> **Given problem**:
From the listing below, select every line where the word "with" appears.

> **Material provided**:
============================================================

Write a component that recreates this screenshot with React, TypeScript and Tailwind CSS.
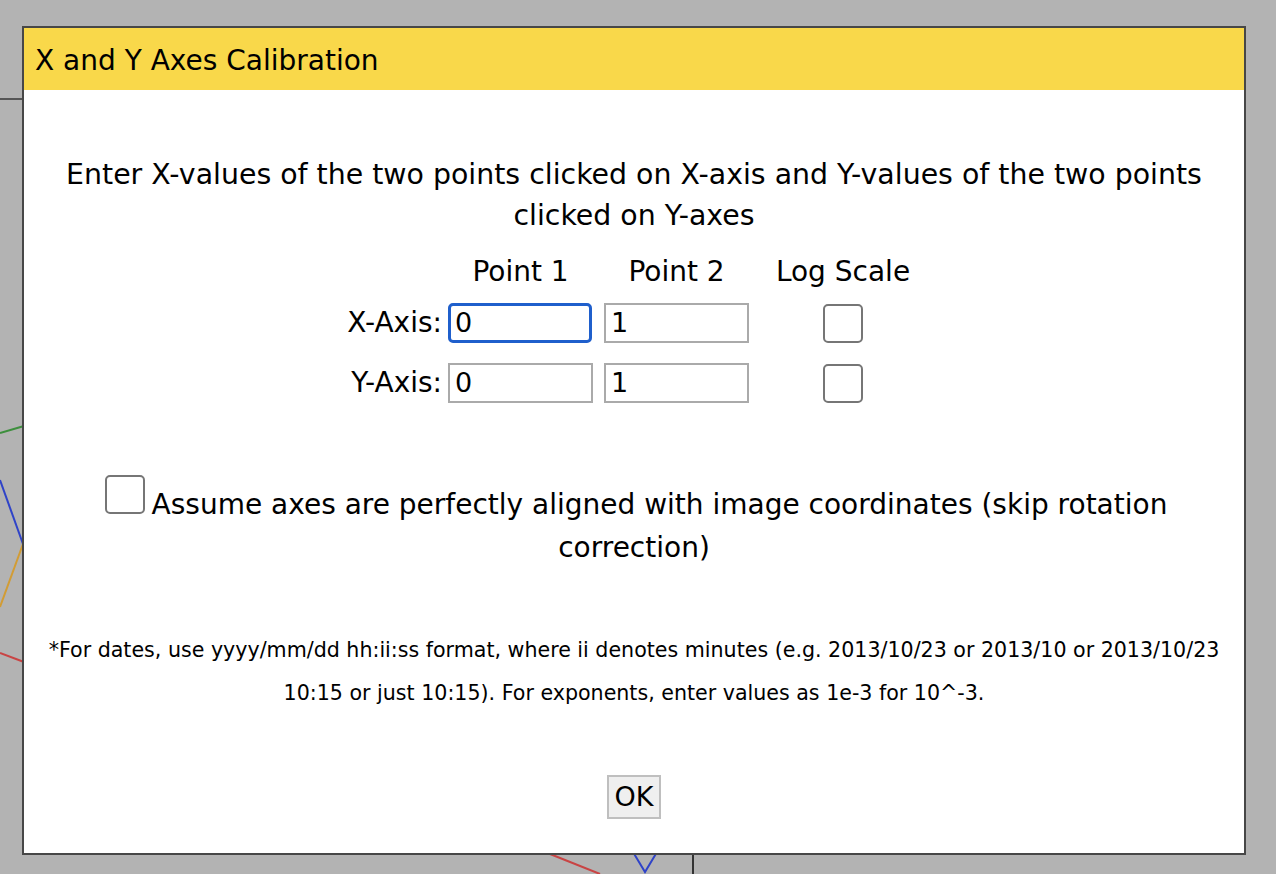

============================================================

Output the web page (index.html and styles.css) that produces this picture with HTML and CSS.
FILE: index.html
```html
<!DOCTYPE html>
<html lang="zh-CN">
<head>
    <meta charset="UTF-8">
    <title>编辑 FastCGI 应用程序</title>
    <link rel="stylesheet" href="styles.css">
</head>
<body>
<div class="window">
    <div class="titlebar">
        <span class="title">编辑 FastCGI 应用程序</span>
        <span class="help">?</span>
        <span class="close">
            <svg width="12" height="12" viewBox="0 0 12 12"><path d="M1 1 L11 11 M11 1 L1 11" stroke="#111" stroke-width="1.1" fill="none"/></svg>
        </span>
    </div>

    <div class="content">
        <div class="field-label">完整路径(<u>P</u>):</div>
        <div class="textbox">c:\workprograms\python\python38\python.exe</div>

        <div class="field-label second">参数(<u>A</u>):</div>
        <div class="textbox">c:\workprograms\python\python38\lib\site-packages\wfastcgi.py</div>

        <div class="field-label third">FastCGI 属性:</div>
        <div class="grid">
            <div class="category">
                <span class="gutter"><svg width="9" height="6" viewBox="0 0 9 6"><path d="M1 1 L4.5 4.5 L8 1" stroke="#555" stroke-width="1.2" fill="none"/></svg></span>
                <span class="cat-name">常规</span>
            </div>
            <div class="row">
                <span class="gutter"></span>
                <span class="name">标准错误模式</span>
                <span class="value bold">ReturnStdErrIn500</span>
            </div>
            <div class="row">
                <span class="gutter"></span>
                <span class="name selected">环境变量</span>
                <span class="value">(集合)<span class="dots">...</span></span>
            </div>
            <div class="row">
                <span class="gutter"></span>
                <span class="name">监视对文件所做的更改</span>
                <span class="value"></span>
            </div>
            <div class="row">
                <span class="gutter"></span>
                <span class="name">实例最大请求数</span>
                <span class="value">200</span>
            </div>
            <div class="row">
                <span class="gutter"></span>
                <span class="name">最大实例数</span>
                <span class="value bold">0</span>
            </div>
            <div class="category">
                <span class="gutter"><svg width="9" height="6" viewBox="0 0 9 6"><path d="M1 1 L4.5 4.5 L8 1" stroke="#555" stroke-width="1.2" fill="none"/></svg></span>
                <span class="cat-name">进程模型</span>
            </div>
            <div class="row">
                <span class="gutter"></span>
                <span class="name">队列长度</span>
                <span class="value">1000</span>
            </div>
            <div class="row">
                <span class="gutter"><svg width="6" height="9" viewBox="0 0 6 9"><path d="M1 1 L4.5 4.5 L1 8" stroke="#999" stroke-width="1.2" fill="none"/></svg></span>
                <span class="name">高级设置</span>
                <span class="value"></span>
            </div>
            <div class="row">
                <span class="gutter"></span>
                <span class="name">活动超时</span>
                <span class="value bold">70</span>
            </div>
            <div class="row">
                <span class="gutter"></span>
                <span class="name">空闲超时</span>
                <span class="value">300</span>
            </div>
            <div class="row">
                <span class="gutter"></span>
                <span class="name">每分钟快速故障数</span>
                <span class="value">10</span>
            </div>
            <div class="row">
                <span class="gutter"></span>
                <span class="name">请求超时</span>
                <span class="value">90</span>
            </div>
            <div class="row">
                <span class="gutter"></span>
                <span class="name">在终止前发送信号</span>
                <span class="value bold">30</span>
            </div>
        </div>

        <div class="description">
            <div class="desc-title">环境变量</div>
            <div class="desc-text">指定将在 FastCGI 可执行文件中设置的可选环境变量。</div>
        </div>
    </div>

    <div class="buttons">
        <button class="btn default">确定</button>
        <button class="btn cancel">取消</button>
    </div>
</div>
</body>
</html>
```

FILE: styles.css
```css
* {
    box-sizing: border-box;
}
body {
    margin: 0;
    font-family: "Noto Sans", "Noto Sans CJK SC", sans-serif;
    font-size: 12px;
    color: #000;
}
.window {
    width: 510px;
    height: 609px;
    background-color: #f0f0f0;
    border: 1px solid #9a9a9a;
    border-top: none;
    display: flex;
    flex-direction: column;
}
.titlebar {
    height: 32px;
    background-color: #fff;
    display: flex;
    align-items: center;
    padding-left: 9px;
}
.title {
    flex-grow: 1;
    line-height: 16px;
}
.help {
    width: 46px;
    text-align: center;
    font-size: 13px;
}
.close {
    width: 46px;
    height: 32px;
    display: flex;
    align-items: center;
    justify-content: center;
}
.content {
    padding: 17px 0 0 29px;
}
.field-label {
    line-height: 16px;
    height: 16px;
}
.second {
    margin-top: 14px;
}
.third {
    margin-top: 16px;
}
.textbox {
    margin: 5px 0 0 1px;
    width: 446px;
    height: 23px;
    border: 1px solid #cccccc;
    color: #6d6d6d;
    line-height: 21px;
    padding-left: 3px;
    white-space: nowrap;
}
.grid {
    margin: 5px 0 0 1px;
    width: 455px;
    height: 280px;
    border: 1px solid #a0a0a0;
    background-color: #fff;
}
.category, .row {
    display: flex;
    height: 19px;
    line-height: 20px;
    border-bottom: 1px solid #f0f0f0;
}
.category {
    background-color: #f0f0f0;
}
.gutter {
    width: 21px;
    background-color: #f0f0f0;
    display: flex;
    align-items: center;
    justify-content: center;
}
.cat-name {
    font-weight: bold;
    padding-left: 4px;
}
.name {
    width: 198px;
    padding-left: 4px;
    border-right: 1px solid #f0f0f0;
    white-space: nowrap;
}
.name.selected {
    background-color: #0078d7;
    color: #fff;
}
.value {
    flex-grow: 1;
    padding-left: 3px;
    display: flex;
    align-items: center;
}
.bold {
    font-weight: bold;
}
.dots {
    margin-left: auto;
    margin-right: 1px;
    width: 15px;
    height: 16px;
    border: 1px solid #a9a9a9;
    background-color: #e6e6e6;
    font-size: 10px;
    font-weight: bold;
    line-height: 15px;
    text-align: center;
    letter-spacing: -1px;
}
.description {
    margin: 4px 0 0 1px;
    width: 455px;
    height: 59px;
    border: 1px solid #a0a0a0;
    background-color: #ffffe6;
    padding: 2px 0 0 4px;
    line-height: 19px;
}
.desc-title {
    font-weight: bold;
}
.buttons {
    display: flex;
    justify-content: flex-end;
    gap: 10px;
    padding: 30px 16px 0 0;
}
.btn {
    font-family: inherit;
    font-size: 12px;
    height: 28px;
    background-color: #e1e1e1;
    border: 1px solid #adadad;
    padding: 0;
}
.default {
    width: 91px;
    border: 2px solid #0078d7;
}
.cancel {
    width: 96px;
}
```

============================================================

> **Solution to the problem**:
Write a component that recreates this screenshot with React, TypeScript and Tailwind CSS.
Output the web page (index.html and styles.css) that produces this picture with HTML and CSS.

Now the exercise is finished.